» Exercise: Filter the listing below, copying every line in which the word "Tailwind" appears.

____ Dataset rows

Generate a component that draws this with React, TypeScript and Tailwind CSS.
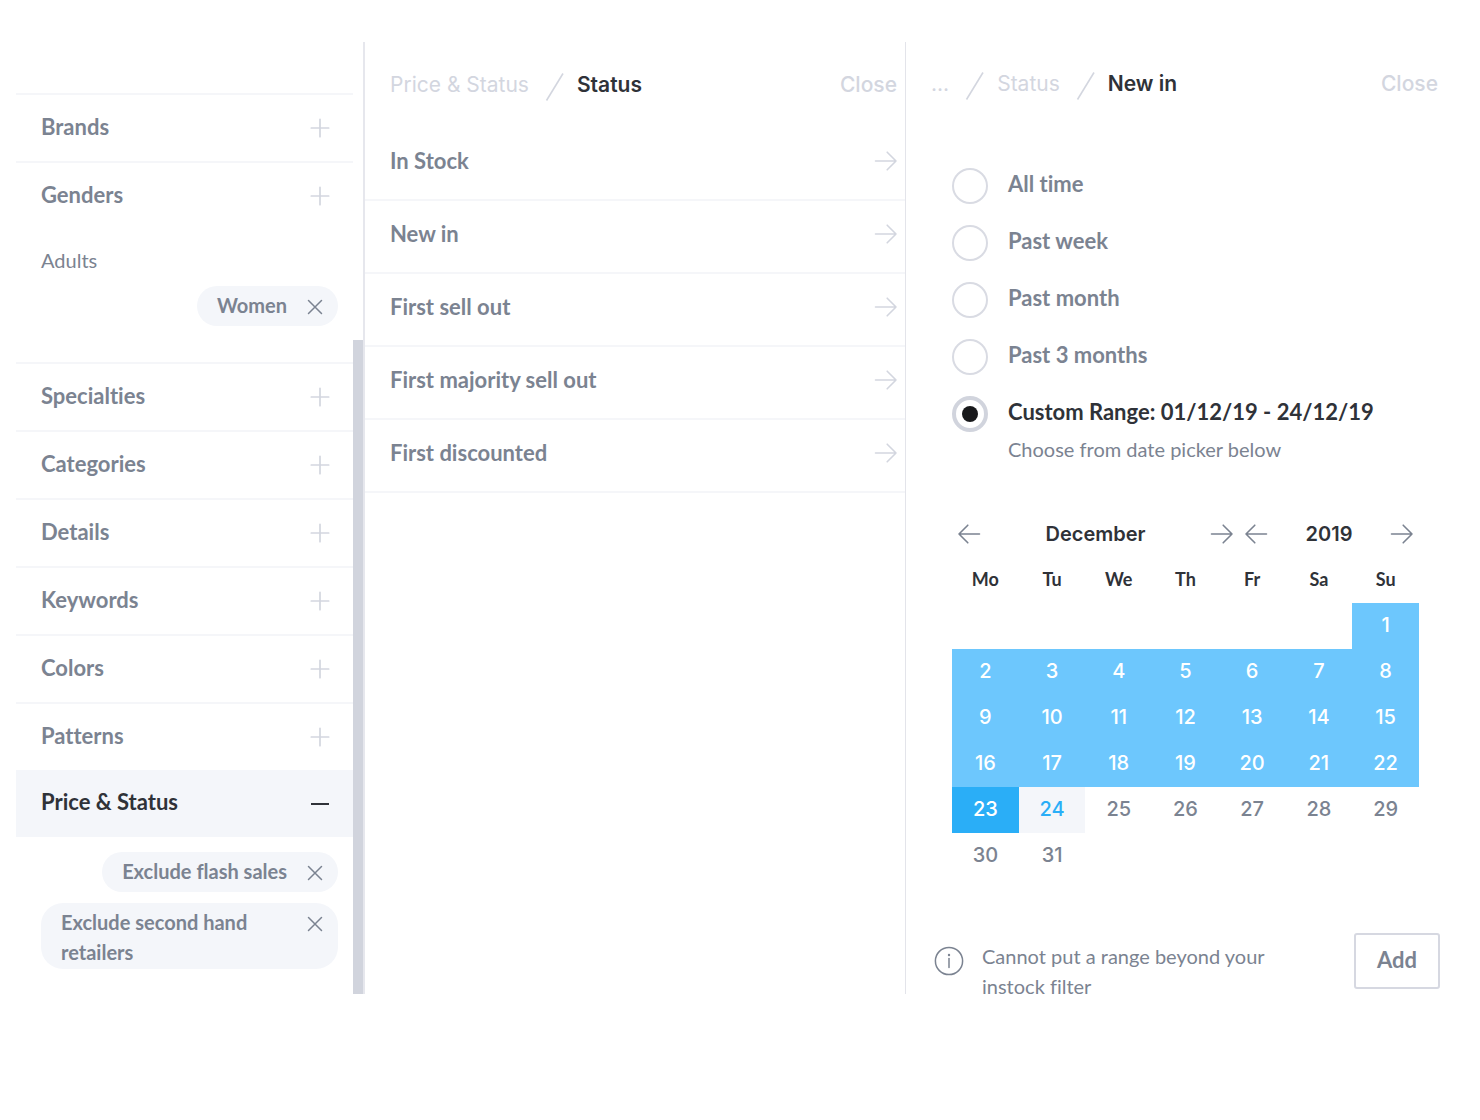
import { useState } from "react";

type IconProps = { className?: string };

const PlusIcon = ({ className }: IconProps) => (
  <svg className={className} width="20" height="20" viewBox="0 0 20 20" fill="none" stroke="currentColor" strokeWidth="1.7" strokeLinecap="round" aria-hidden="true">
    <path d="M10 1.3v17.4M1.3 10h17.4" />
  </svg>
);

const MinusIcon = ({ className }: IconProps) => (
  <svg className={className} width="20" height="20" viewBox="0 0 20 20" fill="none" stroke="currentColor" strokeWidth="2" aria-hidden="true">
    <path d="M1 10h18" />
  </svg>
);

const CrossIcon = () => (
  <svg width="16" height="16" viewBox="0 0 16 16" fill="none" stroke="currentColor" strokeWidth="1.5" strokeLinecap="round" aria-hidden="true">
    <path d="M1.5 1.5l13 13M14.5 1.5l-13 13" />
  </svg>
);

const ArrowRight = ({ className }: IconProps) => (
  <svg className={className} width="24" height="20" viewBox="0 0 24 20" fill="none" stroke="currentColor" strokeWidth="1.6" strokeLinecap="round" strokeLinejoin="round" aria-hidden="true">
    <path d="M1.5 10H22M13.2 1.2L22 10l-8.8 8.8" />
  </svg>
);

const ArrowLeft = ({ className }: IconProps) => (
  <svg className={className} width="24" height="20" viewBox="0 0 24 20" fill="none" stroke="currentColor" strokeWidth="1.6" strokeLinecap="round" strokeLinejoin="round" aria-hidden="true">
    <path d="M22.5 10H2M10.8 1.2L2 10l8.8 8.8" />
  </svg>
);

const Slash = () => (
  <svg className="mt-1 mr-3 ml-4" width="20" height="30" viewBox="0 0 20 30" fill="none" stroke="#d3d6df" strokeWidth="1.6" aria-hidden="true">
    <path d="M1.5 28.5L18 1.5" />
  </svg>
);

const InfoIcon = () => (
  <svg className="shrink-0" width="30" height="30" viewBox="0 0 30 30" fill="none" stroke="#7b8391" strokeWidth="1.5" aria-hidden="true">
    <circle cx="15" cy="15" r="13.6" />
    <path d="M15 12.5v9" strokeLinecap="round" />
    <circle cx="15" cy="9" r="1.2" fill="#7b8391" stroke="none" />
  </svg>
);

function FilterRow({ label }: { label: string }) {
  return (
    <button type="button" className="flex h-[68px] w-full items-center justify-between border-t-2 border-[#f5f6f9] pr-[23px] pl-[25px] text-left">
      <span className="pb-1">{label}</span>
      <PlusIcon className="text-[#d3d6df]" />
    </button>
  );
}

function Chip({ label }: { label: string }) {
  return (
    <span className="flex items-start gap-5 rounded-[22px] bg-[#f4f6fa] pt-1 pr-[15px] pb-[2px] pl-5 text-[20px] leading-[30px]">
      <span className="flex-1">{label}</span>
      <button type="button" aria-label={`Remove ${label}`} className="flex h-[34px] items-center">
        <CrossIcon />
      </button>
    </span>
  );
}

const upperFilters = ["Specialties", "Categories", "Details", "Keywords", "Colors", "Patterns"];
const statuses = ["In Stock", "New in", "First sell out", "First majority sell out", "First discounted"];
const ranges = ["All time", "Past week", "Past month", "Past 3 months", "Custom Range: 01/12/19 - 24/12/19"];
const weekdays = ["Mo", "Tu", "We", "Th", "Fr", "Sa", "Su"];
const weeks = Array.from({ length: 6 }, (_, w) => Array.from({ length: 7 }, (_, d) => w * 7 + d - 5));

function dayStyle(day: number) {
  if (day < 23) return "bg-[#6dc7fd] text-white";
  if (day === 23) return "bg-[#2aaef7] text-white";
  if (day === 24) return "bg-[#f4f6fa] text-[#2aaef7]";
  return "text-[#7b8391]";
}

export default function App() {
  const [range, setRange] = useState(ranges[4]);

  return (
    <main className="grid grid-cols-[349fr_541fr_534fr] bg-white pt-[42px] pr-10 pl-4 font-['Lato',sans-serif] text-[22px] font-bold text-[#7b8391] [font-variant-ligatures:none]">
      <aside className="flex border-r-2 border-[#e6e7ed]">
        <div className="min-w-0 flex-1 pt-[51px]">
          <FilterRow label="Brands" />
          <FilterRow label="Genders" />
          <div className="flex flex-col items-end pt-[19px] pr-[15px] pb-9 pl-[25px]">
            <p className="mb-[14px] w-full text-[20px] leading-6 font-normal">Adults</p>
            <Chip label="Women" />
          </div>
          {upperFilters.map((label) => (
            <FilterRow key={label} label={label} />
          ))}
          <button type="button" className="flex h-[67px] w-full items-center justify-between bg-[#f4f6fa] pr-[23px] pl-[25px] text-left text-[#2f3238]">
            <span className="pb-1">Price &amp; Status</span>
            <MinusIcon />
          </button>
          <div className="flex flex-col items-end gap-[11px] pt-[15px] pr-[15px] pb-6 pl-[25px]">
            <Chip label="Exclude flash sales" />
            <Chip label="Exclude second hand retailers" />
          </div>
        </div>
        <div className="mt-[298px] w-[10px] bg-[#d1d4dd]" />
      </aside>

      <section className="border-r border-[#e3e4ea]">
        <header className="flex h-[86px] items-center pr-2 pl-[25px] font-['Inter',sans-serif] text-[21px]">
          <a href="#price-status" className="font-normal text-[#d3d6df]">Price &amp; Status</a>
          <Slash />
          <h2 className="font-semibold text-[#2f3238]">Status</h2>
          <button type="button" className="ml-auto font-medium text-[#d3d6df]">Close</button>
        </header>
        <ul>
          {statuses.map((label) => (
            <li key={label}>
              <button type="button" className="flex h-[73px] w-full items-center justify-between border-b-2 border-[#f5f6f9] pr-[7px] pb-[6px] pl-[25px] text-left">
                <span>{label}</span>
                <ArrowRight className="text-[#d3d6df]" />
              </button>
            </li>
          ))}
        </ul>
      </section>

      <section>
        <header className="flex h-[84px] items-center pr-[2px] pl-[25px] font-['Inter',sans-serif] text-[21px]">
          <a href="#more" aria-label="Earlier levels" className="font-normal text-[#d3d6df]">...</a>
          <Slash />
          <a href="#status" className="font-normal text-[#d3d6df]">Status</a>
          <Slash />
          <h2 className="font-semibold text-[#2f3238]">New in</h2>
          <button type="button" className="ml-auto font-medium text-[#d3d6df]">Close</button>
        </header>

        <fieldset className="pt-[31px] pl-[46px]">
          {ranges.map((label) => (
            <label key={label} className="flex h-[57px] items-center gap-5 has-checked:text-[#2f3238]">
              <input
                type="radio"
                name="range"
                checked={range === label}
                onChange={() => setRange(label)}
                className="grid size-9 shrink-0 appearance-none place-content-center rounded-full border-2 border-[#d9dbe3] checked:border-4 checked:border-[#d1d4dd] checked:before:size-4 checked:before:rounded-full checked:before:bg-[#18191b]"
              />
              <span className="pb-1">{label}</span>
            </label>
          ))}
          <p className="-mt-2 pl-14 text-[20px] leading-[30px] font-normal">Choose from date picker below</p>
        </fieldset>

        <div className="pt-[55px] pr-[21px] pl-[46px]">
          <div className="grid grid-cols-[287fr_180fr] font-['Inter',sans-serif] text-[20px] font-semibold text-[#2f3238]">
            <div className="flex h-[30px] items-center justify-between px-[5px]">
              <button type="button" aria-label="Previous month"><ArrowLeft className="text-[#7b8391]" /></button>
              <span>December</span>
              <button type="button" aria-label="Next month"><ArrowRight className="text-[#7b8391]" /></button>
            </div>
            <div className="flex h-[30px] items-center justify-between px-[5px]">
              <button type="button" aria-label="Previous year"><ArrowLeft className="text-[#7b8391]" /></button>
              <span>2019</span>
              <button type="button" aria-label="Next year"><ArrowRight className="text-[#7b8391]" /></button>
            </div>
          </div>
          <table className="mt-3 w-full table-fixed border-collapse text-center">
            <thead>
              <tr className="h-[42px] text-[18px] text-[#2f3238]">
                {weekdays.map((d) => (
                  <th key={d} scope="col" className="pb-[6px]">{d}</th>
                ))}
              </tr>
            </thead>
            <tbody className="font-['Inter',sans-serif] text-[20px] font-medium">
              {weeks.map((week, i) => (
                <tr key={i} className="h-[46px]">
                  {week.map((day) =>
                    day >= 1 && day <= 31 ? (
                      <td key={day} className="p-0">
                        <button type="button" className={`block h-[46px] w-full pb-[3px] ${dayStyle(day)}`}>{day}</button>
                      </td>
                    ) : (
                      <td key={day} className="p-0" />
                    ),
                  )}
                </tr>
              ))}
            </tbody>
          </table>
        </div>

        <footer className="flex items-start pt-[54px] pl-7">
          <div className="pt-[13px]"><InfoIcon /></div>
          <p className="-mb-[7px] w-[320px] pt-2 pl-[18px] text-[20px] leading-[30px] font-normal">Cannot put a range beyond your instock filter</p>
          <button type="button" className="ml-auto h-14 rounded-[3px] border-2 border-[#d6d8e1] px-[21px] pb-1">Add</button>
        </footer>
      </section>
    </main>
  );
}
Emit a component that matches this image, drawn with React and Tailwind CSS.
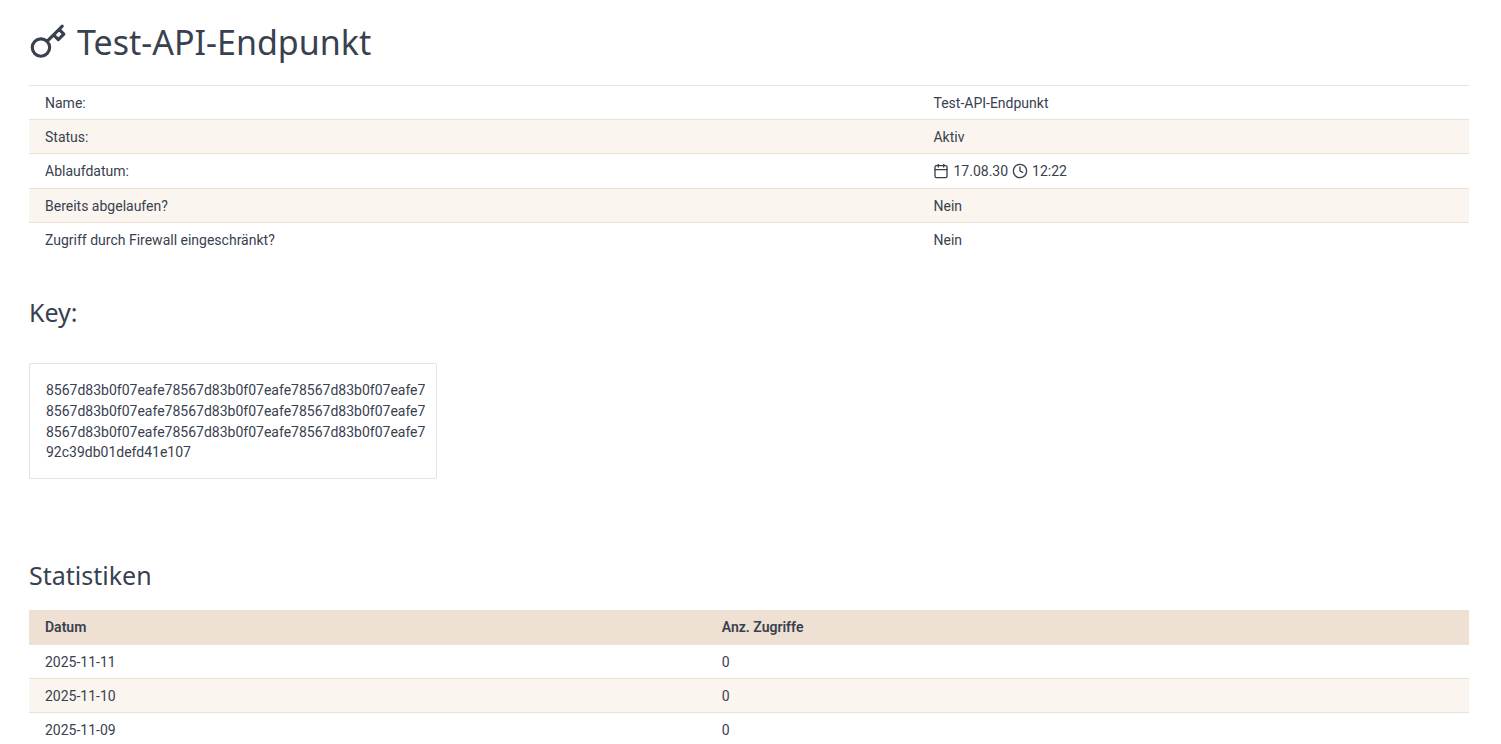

________

» Reply:
Generate a component that draws this with React, TypeScript and Tailwind CSS.
Emit a component that matches this image, drawn with React and Tailwind CSS.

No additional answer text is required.